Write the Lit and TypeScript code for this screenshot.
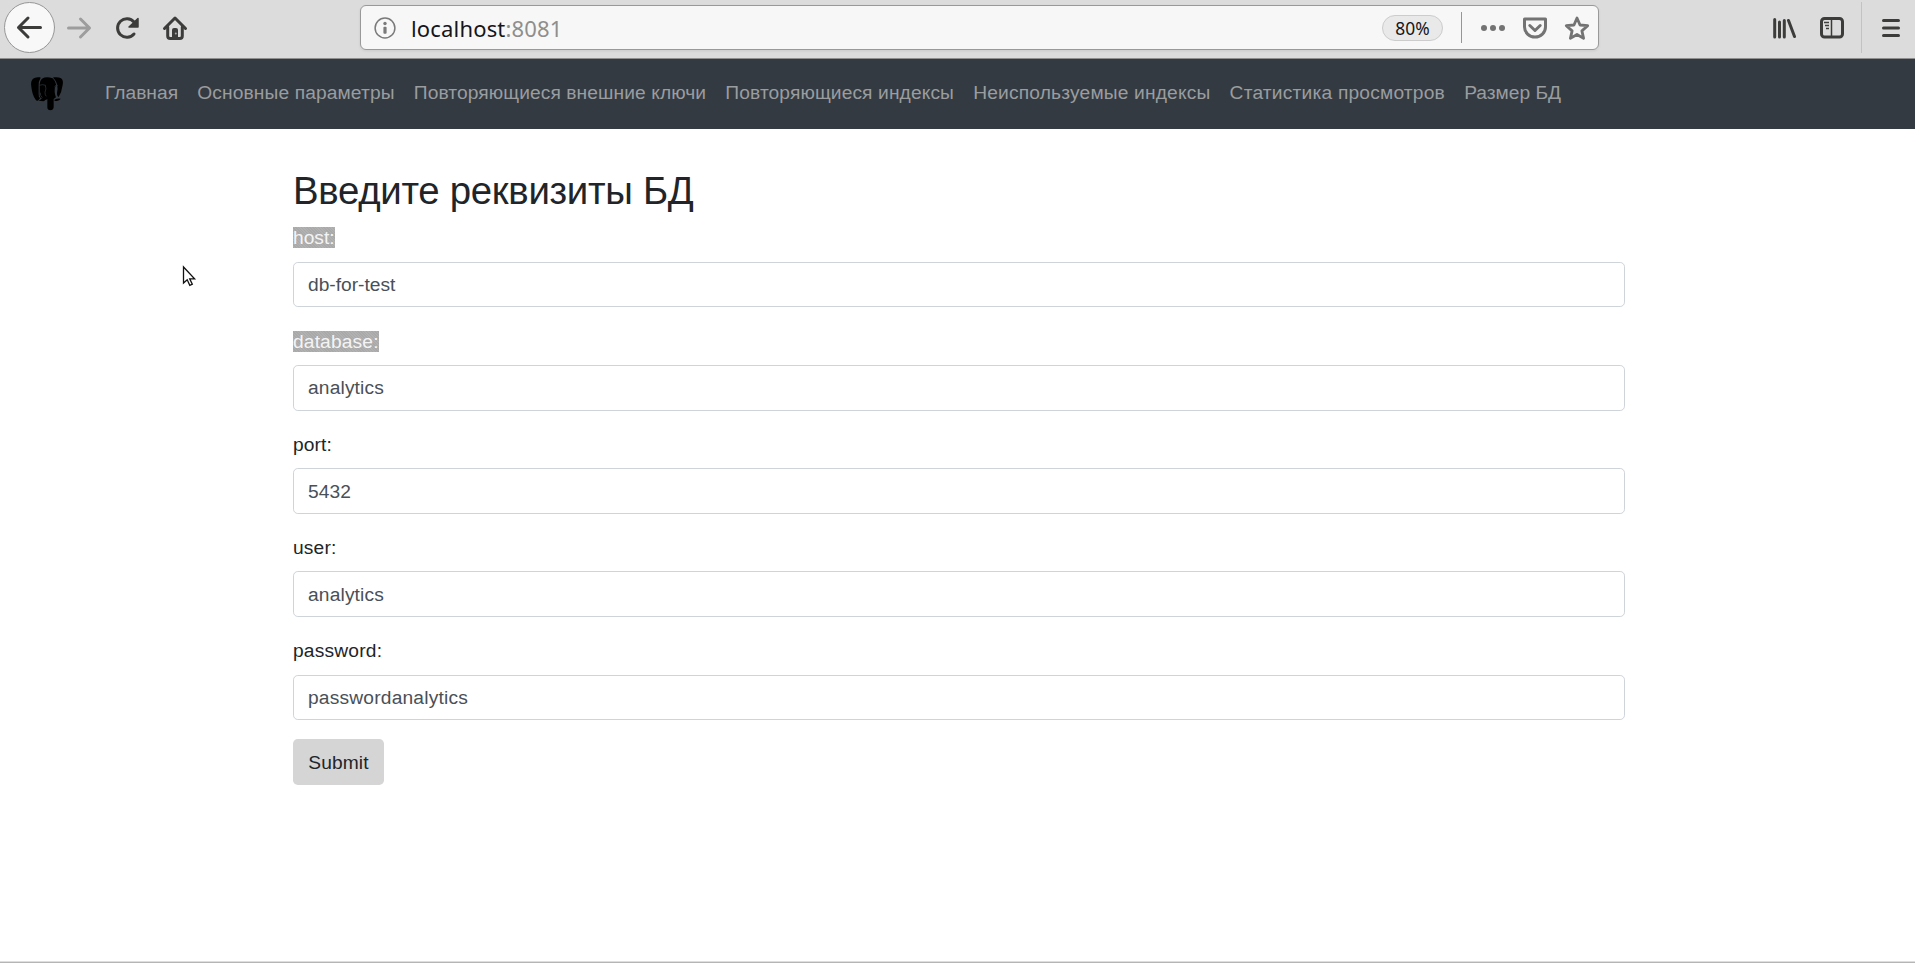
import { LitElement, html, css } from "lit";
import { customElement, property } from "lit/decorators.js";

@customElement("browser-bar")
class BrowserBar extends LitElement {
  static styles = css`
    :host { display: block; }
    .bar { display: flex; align-items: flex-start; height: 58px; background: #dcdcdc; border-bottom: 1px solid #8f8f8f; box-sizing: content-box; }
    svg { display: block; flex: none; }
    .left { display: flex; width: 360px; flex: none; }
    .url { display: flex; align-items: center; box-sizing: border-box; width: 1239px; height: 45px; margin-top: 5px; flex: none; background: #f7f7f7; border: 1px solid #999; border-radius: 6px; box-shadow: 0 1px 3px rgba(0, 0, 0, .08); font-family: "Noto Sans", sans-serif; font-size: 22px; color: #15151a; }
    .info { margin-left: 13px; }
    .address { margin-left: 15px; white-space: nowrap; line-height: 30px; letter-spacing: .17px; }
    .port { color: #8e8e8c; }
    .zoom { margin-left: auto; box-sizing: border-box; width: 61px; height: 26px; border: 1px solid #ccc; border-radius: 13px; background: #e9e9e9; font-size: 17.4px; line-height: 25px; text-align: center; }
    .sep { width: 1px; height: 31px; background: #969696; margin-left: 18px; }
    .actions { margin-left: 13px; margin-right: 5px; }
    .right { margin-left: auto; }
  `;
  render() {
    return html`<div class="bar">
      <div class="left">
        <svg width="200" height="58" viewBox="0 0 200 58" fill="none" stroke="#3c3c3b" stroke-width="3" stroke-linecap="round" stroke-linejoin="round">
          <circle cx="29.5" cy="27.5" r="25" fill="#f8f8f8" stroke="#969696" stroke-width="1"/>
          <path d="M40.5 27.5H18.5M28 18l-9.5 9.5L28 37"/>
          <path stroke="#9d9d9d" d="M68.500 28H89M80.500 19l9 9-9 9"/>
          <path d="M134 34a9.300 9.300 0 1 1 0-12l2 3"/>
          <path fill="#3c3c3b" stroke-width="1.500" d="M138 18.500v8.500h-9z"/>
          <path d="M164.500 28.500L175 18l10.500 10.500"/>
          <path d="M167.700 27v9q0 2.500 2.500 2.500h9.600q2.500 0 2.500-2.500v-9"/>
          <path fill="#3c3c3b" stroke="none" d="M172 38v-8q0-2 2-2h2q2 0 2 2v8z"/>
          <circle cx="175.800" cy="33.500" r="1" fill="#aaa" stroke="none"/>
        </svg>
      </div>
      <div class="url">
        <svg class="info" width="22" height="22" viewBox="0 0 22 22">
          <circle cx="11" cy="11" r="9.900" fill="none" stroke="#7a7a7a" stroke-width="1.500"/>
          <circle cx="11" cy="6.500" r="1.700" fill="#7a7a7a"/>
          <rect x="9.400" y="9.700" width="3.200" height="7" rx="1" fill="#7a7a7a"/>
        </svg>
        <span class="address">localhost<span class="port">:8081</span></span>
        <span class="zoom">80%</span>
        <span class="sep"></span>
        <svg class="actions" width="118" height="30" viewBox="1475 13 118 30" fill="none" stroke="#737373" stroke-width="3" stroke-linejoin="round" stroke-linecap="round">
          <g fill="#737373" stroke="none"><circle cx="1484" cy="28" r="3"/><circle cx="1493" cy="28" r="3"/><circle cx="1502" cy="28" r="3"/></g>
          <path d="M1524.500 19h21v8a10.500 10 0 0 1-21 0z"/>
          <path d="M1529.800 25.500l5.200 5 5.200-5"/>
          <path stroke-width="2.800" d="M1577 18l3 7 7.700.7-5.800 5.200 1.700 7.500-6.600-3.900-6.600 3.900 1.700-7.500-5.800-5.200 7.700-.7z"/>
        </svg>
      </div>
      <svg class="right" width="175" height="58" viewBox="1740 0 175 58" fill="none" stroke="#3c3c3b" stroke-width="3" stroke-linecap="round">
        <path d="M1774.700 19.500v17.500M1779.500 22v15M1784.300 20.500v16.500M1788.500 20.500l6 16"/>
        <rect x="1821.500" y="18.500" width="21" height="18.500" rx="3"/>
        <path stroke-width="1.500" stroke-linecap="butt" d="M1831.500 18v19"/>
        <path stroke-width="1.300" stroke-linecap="butt" d="M1824 22.500h5M1825 25.500h4M1826 28.500h3"/>
        <path stroke="#c2c2c2" stroke-width="1" stroke-linecap="butt" d="M1861.500 2v51"/>
        <path d="M1883.500 20.500h15M1883.500 28h15M1883.500 35.500h15"/>
      </svg>
    </div>`;
  }
}

@customElement("site-nav")
class SiteNav extends LitElement {
  static styles = css`
    :host { display: block; }
    nav { display: flex; align-items: center; box-sizing: border-box; height: 70px; padding-left: 30px; background: #343a42; font-family: "Liberation Sans", Arial, sans-serif; font-size: 19.2px; line-height: 28.8px; }
    .logo { display: block; margin-right: 41px; margin-bottom: 1px; }
    .links { display: flex; gap: 19.2px; margin-bottom: 2px; }
    .link { color: #9a9d9f; white-space: nowrap; text-decoration: none; }
  `;
  items: [string, number][] = [
    ["Главная", 0],
    ["Основные параметры", 0.12],
    ["Повторяющиеся внешние ключи", 0.09],
    ["Повторяющиеся индексы", 0.11],
    ["Неиспользуемые индексы", 0.17],
    ["Статистика просмотров", 0.2],
    ["Размер БД", 0],
  ];
  render() {
    return html`<nav>
      <svg class="logo" width="34" height="35" viewBox="90 230 102 105">
        <path d="M120 234q-14-2-21 4-8 7-5 25 3 24 12 37 5 8 10 2l5-6q-6-3-5-12V260q-1-14 6-25z"/>
        <path d="M126 238q13-8 32-1 9 8 11 21-7 8-5 20 1 9 4 16l-7 5v25q-1 9-10 9-9 0-9-9v-25q-5 4-12 2-9-3-11-11V260q0-16 7-22z"/>
        <path d="M160 234q16-2 23 3 8 5 5 20-3 22-12 36-5-1-5-12 3-11 1-20-2-16-12-25z"/>
        <path d="M116 304l8-5h12q1 6-6 7zM163 301q10-5 19-3-4 7-18 7z"/>
        <path fill="none" stroke="#343a42" stroke-width="2" d="M118 258q9-4 19 0M136 258q4 10-1 21 0 9 4 12M121 280q-1 9 6 15M174 258q-7-2-9 2 2 8 1 15"/>
      </svg>
      <div class="links">${this.items.map(([t, s]) => html`<a class="link" style="letter-spacing:${s}px">${t}</a>`)}</div>
    </nav>`;
  }
}

@customElement("form-field")
class FormField extends LitElement {
  @property() label = "";
  @property() value = "";
  @property({ type: Boolean }) selected = false;
  @property({ type: Number }) index = 0;
  @property({ type: Number }) tracking = 0;
  static styles = css`
    :host { display: block; height: 84px; margin-bottom: 19.15px; }
    .label { display: block; box-sizing: border-box; height: 28.8px; margin-bottom: 9.6px; line-height: 28.8px; color: #212529; }
    .lower { padding-top: 1px; }
    .mark { display: inline-block; height: 21px; line-height: 21px; color: #f4f4f4; background: repeating-linear-gradient(45deg, #a9a9a9 0 1px, #b1b1b1 1px 2px); }
    .input { display: block; box-sizing: border-box; width: 100%; height: 45.6px; padding: 7.2px 14px; border: 1px solid #ced4da; border-radius: 4.8px; background: #fff; color: #495057; font: inherit; letter-spacing: inherit; outline: none; }
    .short { height: 45px; padding-bottom: 6.6px; }
    .drop { padding-top: 8.2px; padding-bottom: 6.2px; }
  `;
  render() {
    const inputClass = this.index === 0 ? "input short" : this.index > 1 ? "input drop" : "input";
    return html`<div style="letter-spacing:${this.tracking}px">
      <label class=${this.index ? "label lower" : "label"}><span class=${this.selected ? "mark" : ""}>${this.label}</span></label>
      <input class=${inputClass} .value=${this.value}>
    </div>`;
  }
}

@customElement("app-root")
class AppRoot extends LitElement {
  static styles = css`
    :host { display: flex; flex-direction: column; position: relative; height: 963px; box-sizing: border-box; overflow: hidden; background: #fff; border-bottom: 1px solid #b5b5b5; }
    .content { flex: 1; box-sizing: border-box; width: 1332px; margin-left: 293px; padding-top: 39px; font-family: "Liberation Sans", Arial, sans-serif; font-size: 19.2px; line-height: 28.8px; color: #212529; }
    .title { margin: 0 0 9.6px; font-size: 38.4px; font-weight: 400; line-height: 46px; letter-spacing: -.3px; }
    .submit { display: block; box-sizing: border-box; height: 45.6px; width: 91px; padding: 2px 0 0; border: 0; border-radius: 4.8px; background: #d5d5d5; color: #212529; font: inherit; letter-spacing: .1px; }
    .edge { height: 1px; background: #dedede; }
    .cursor { position: absolute; left: 182px; top: 265px; }
  `;
  fields = [
    ["host:", "db-for-test", true, 0],
    ["database:", "analytics", true, 0.15],
    ["port:", "5432", false, 0.1],
    ["user:", "analytics", false, 0.15],
    ["password:", "passwordanalytics", false, 0.19],
  ] as [string, string, boolean, number][];
  render() {
    return html`
      <browser-bar></browser-bar>
      <site-nav></site-nav>
      <main class="content">
        <h2 class="title">Введите реквизиты БД</h2>
        ${this.fields.map(([l, v, s, t], i) => html`<form-field .label=${l} .value=${v} .selected=${s} .tracking=${t} .index=${i}></form-field>`)}
        <button class="submit">Submit</button>
      </main>
      <div class="edge"></div>
      <svg class="cursor" width="16" height="24" viewBox="0 0 16 24"><path fill="#fff" stroke="#111" stroke-width="1.300" d="M1.500 2v16l3.700-3.300 2.600 5.600 2.500-1.100-2.600-5.400h4.900z"/></svg>
    `;
  }
}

Given problem – Count each line where the string "this" occurs, and write only the number.

Written response – 7